Estadão e o compromisso com a democracia
Lula, Estadão e o compromisso com a democracia - ICL Notícias
O Estadão veio neste domingo (19) com mais um editorial daqueles.
A tarefa principal de seus editorialistas — meter o malho em Lula, no governo e na esquerda — foi cumprida, como de costume. Dessa vez o jornalão faz críticas ao presidente por ter acionado a Advocacia-Geral da União contra as mentiras contadas nas redes sociais sobre o monitoramento que seria feito no Pix das fintechs (e que acabou cancelado).
Segundo o gênio que escreveu o texto, o objetivo de Lula nesse caso não é combater fake news, mas sim criminalizar o discurso da oposição. Diz o Estadão que ao acionar a AGU, o presidente prova “que o seu compromisso com a democracia nunca foi sério”.
A não ser por antipetismo doentio, não há como enxergar qualquer gesto de autoritarismo quando a AGU, cumprindo seu papel constitucional, aciona a Polícia Federal para investigar algo que considera prática criminosa. Como manda a lei, os policiais vão investigar e, caso encontrem indícios concretos, vão encaminhá-los à Justiça, que vai decidir o caso.
Onde está o ataque à democracia?
Talvez o Estadão veja com normalidade o fato de que uma única postagem em que o deputado Nikolas Ferreira fala do Pix tenha alcançado mais de 300 milhões de visualizações. Mas os especialistas da área acham muito estranho (para dizer o mínimo) que esse vídeo tenha conseguido seis vezes mais audiência que a postagem sobre a vitória eleitoral de Trump ou dez vezes mais que a premiação de Fernanda Torres no Globo de Ouro. A turma do jornalão não vê nada de esquisito que o vídeo de Nikolas tenha se tornado um dos 50 mais vistos do mundo.
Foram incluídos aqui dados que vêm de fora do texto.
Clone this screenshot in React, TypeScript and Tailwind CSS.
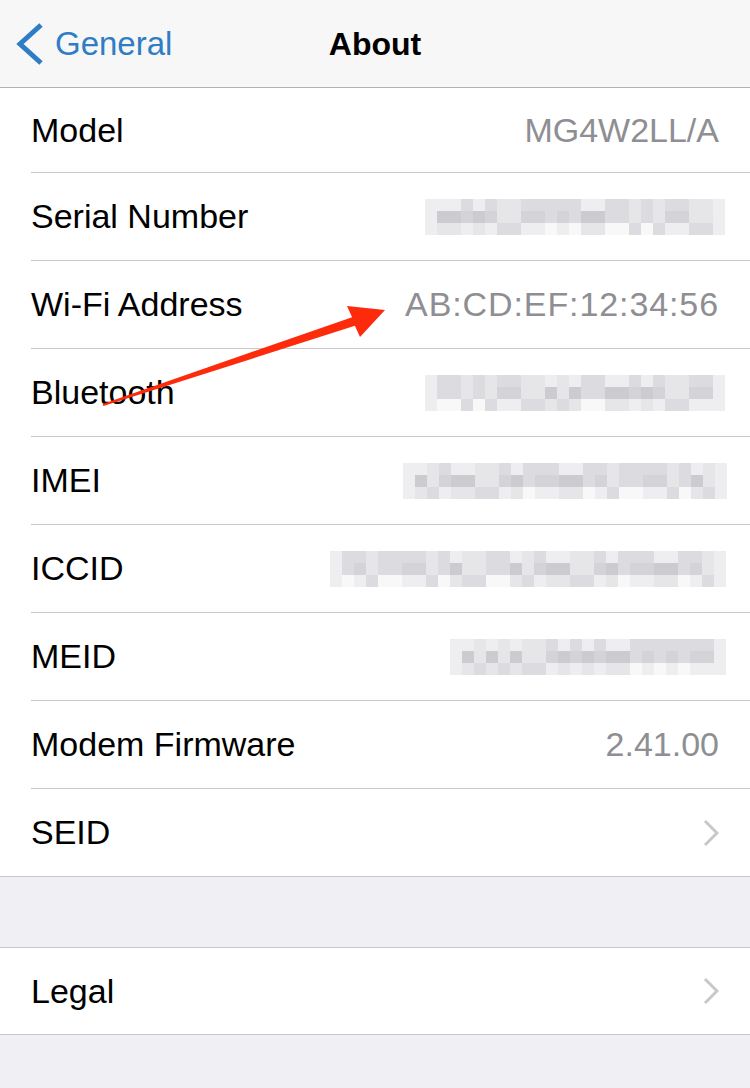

Houve crime? A postagem foi turbinada de forma ilegal por Zuckerberg, o dono do Instagram, para desgastar o governo?
Não se sabe. Cabe à Polícia Federal investigar.
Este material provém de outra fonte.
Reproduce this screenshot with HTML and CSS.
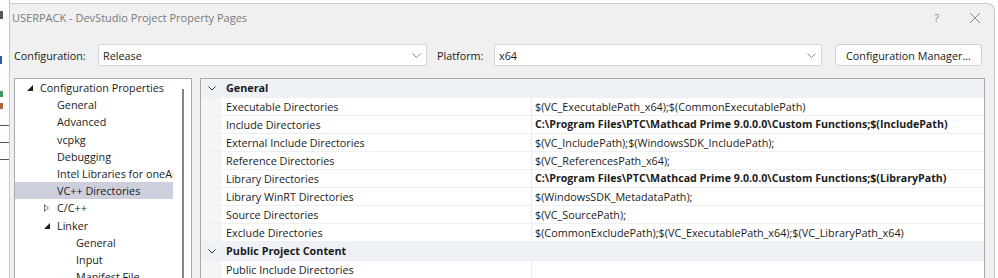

Foi esse o pedido da AGU, que nada tem de autoritário.
Seria tragicômico, se não fosse apenas trágico, que o personagem a quem a publicação acusa de comportamento antidemocrático não fosse justamente o político que há sete anos enfrentou com serenidade uma prisão arbitrária, ordenada por um juiz parcial que não tinha provas para justificar a decisão. E enfrentou esse furacão como um verdadeiro democrata.
Nos 580 dias em que esteve preso, Lula não convocou seus milhões de seguidores para um levante ou coisa parecida: seguiu pacientemente os ritos da Justiça até que a verdade viesse à tona e fosse libertado.
De volta à luta política, ele adotou discurso incendiário ou subversivo? Não. Participou de mais uma eleição, depois de formar uma frente ampla com partidos de centro e centro-direita.
Venceu o pleito limpamente, enfrentou uma tentativa de golpe e, mais uma vez, agiu como democrata. Não pregou vingança para os golpistas, mas apenas justiça, com ampla oportunidade de defesa.
Também seria tragicômico, se não fosse apenas trágico, que o jornal que faz essa acusação tenha sido justamente um dos principais incentivadores do juiz autoritário que foi pintado como herói da Lava Jato, a operação que atropelou todos os princípios democráticos para criminalizar um partido, e Lula em especial.
O periódico também foi (e ainda é) uma das ferramentas que ajudou (e ainda ajuda) a naturalizar essa nova versão brasileira de fascismo, que recebe o nome de bolsonarismo.
Mais trágico ainda é que esse Estadão, que pretende dar o parâmetro para medir o espírito democrático dos governantes, é aquele mesmo que incentivou e colaborou com o golpe militar de 1964. Um jornal lambe-botas dos milicos que expulsaram Jango do poder e oprimiram o Brasil por 21 anos.
Só mudou quando os militares que exaltavam passaram a censurá-lo.
A julgar pelo anúncio em que O Globo homenageia o Estadão por seus 150 anos, e o trata como uma “trincheira da democracia”, essa gente acredita que não temos memória (tiveram a cara de pau de dar à peça publicitária o título “Ainda estamos aqui”).
Mas cá estamos nós para lembrar: a régua do jornal não serve para medir o espírito republicano de ninguém.
É o Estadão que deve trazer para a vida real o compromisso com a democracia que só seus editorialistas enxergam.